Required task: Pull out from the material below all lines with "React".
-- start of Dataset excerpt --
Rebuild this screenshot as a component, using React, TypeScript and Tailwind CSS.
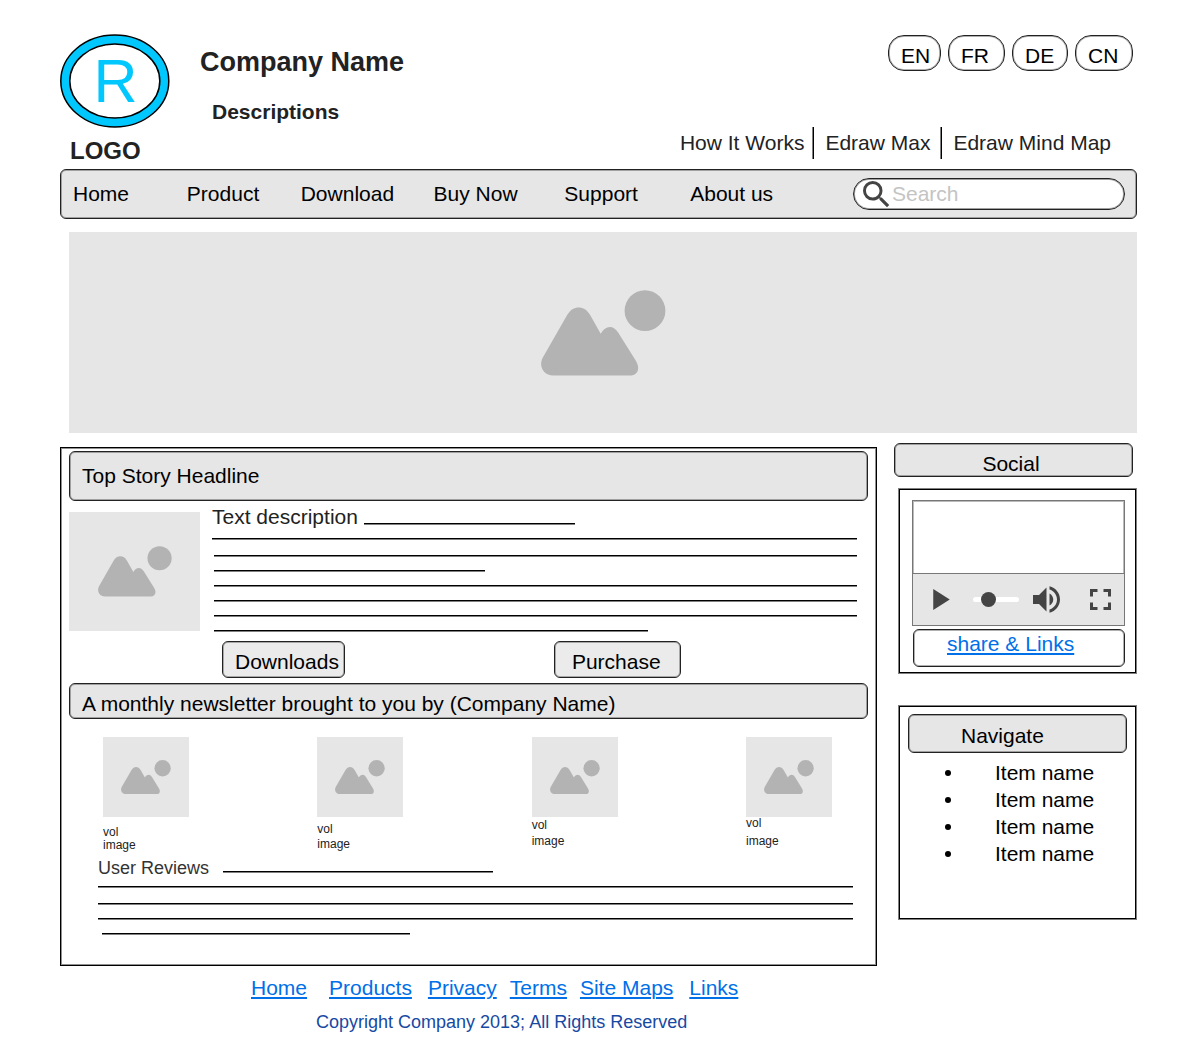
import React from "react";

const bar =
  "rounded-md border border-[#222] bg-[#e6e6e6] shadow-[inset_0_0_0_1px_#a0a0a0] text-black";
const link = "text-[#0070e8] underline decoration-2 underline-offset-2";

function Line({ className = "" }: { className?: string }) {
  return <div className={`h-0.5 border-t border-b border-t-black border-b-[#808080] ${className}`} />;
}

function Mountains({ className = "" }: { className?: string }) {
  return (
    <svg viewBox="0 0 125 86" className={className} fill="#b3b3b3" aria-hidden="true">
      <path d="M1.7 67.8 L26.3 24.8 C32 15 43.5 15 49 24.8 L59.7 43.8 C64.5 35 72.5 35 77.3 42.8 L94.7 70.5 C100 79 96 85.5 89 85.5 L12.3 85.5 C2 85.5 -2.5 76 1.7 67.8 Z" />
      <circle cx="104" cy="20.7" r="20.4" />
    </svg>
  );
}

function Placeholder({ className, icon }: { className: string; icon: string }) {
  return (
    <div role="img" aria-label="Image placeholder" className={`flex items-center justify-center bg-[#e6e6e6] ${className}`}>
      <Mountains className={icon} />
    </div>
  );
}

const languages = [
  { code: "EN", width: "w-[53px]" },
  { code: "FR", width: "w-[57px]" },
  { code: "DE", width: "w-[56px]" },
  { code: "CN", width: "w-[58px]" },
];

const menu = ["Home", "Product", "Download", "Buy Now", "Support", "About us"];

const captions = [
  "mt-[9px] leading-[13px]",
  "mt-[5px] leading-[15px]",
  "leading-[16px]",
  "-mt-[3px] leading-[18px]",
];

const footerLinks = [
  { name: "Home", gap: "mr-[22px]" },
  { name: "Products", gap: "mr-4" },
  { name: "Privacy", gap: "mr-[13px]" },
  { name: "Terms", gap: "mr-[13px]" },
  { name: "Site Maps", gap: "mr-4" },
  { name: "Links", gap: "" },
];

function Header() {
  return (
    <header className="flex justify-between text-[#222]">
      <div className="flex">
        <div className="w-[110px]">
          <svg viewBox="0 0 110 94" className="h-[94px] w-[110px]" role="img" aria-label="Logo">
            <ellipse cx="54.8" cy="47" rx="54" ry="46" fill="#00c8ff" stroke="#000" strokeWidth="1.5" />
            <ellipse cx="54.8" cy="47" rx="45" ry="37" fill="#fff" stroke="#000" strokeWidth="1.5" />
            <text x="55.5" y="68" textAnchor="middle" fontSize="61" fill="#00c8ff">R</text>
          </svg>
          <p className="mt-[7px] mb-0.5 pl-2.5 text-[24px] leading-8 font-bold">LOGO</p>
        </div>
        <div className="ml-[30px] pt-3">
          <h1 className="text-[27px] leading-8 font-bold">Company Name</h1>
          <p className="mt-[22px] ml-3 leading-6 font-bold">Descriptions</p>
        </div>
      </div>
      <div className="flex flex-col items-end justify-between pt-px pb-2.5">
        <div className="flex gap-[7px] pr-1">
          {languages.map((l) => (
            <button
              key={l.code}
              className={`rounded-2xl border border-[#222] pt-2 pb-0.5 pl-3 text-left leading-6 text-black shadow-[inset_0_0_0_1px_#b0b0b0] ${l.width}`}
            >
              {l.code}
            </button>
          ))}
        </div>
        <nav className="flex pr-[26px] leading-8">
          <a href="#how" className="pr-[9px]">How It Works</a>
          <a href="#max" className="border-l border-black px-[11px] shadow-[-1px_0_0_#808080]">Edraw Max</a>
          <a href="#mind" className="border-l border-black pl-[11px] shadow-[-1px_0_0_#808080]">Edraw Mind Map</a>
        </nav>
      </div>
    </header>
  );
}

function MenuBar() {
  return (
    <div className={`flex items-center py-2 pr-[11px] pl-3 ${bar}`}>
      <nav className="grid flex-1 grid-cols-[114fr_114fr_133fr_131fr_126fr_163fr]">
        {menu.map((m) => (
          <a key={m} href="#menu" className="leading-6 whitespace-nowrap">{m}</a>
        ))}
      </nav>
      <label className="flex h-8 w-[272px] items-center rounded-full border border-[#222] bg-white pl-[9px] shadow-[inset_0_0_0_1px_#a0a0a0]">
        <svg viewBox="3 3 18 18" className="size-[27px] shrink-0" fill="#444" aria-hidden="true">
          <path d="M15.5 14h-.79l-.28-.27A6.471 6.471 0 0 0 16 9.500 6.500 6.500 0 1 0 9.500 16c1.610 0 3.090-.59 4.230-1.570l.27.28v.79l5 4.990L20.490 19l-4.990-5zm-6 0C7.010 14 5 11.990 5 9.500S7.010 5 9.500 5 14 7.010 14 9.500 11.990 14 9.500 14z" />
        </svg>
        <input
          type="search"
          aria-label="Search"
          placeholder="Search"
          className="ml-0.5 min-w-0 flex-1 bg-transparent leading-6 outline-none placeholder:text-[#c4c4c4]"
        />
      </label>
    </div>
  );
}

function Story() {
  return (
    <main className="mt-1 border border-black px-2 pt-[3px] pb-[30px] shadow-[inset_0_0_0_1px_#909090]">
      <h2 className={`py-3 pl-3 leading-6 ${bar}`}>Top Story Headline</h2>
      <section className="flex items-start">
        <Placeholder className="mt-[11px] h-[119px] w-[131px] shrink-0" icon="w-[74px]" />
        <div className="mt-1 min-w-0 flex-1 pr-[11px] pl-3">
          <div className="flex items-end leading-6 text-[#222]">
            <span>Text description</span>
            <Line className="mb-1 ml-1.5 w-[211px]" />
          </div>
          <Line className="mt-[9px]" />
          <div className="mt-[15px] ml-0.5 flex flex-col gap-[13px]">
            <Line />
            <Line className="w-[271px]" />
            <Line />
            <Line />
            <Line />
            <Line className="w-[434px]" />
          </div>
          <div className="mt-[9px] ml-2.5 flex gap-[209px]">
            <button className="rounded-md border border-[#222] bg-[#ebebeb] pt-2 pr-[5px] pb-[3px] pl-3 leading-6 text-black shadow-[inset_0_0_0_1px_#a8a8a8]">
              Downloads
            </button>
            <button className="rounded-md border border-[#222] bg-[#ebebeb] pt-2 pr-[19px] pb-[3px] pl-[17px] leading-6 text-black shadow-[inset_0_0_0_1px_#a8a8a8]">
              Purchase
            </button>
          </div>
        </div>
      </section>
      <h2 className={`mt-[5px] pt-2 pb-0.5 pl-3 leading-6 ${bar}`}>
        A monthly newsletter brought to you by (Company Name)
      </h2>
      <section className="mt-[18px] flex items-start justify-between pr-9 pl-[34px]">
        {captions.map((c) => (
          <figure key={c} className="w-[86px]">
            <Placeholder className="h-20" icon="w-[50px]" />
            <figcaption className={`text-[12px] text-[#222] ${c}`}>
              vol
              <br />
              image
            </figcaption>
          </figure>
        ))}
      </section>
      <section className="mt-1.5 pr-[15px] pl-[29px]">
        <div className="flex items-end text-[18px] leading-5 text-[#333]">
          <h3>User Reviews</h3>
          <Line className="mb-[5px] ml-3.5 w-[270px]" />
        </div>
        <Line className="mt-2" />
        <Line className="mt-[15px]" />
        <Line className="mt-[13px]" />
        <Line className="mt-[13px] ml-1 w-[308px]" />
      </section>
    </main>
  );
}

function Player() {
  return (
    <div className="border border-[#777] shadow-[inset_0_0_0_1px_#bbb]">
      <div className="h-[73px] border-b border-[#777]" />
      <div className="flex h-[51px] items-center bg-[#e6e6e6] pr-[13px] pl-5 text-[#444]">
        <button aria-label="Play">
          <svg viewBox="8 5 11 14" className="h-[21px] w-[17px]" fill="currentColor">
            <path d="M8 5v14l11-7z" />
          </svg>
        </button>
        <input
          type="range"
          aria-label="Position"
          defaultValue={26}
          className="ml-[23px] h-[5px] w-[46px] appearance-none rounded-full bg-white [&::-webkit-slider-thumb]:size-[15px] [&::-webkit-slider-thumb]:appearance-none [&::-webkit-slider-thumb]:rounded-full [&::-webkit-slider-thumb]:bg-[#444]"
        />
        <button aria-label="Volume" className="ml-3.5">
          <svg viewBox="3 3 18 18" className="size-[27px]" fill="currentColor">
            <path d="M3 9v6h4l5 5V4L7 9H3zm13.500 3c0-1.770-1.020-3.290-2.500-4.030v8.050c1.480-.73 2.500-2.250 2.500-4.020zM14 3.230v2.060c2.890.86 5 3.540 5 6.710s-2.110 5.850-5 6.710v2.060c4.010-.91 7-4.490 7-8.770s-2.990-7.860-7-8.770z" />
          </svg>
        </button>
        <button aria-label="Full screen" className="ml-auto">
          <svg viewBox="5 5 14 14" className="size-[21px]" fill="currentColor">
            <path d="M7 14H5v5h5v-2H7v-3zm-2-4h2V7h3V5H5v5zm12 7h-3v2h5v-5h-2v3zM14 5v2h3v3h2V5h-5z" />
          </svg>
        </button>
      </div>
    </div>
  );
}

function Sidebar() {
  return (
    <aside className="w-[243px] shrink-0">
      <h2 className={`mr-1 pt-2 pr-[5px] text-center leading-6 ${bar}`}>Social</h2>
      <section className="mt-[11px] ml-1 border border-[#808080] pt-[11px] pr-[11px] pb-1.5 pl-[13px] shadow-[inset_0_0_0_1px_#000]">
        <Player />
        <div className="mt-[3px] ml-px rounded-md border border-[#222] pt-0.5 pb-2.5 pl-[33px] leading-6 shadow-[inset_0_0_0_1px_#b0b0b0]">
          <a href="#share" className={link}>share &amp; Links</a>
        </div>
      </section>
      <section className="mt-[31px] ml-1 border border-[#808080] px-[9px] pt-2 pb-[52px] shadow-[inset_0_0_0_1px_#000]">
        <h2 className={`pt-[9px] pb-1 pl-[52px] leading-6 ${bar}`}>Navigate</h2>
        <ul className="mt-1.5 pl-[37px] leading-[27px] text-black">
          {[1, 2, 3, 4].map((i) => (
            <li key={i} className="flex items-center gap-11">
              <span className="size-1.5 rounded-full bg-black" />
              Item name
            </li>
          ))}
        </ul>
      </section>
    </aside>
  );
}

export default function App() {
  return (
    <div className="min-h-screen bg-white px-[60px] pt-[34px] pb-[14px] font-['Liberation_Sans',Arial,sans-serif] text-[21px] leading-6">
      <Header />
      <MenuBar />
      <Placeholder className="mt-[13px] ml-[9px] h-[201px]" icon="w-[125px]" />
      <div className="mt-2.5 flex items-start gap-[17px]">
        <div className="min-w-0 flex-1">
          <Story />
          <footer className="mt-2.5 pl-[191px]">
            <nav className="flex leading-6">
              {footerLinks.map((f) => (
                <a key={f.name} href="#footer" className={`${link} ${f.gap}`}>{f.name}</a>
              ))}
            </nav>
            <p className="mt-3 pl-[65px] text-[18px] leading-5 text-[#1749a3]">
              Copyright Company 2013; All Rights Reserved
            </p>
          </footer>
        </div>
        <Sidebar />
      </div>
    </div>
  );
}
-- end of Dataset excerpt --
Response for this exercise:
Rebuild this screenshot as a component, using React, TypeScript and Tailwind CSS.
import React from "react";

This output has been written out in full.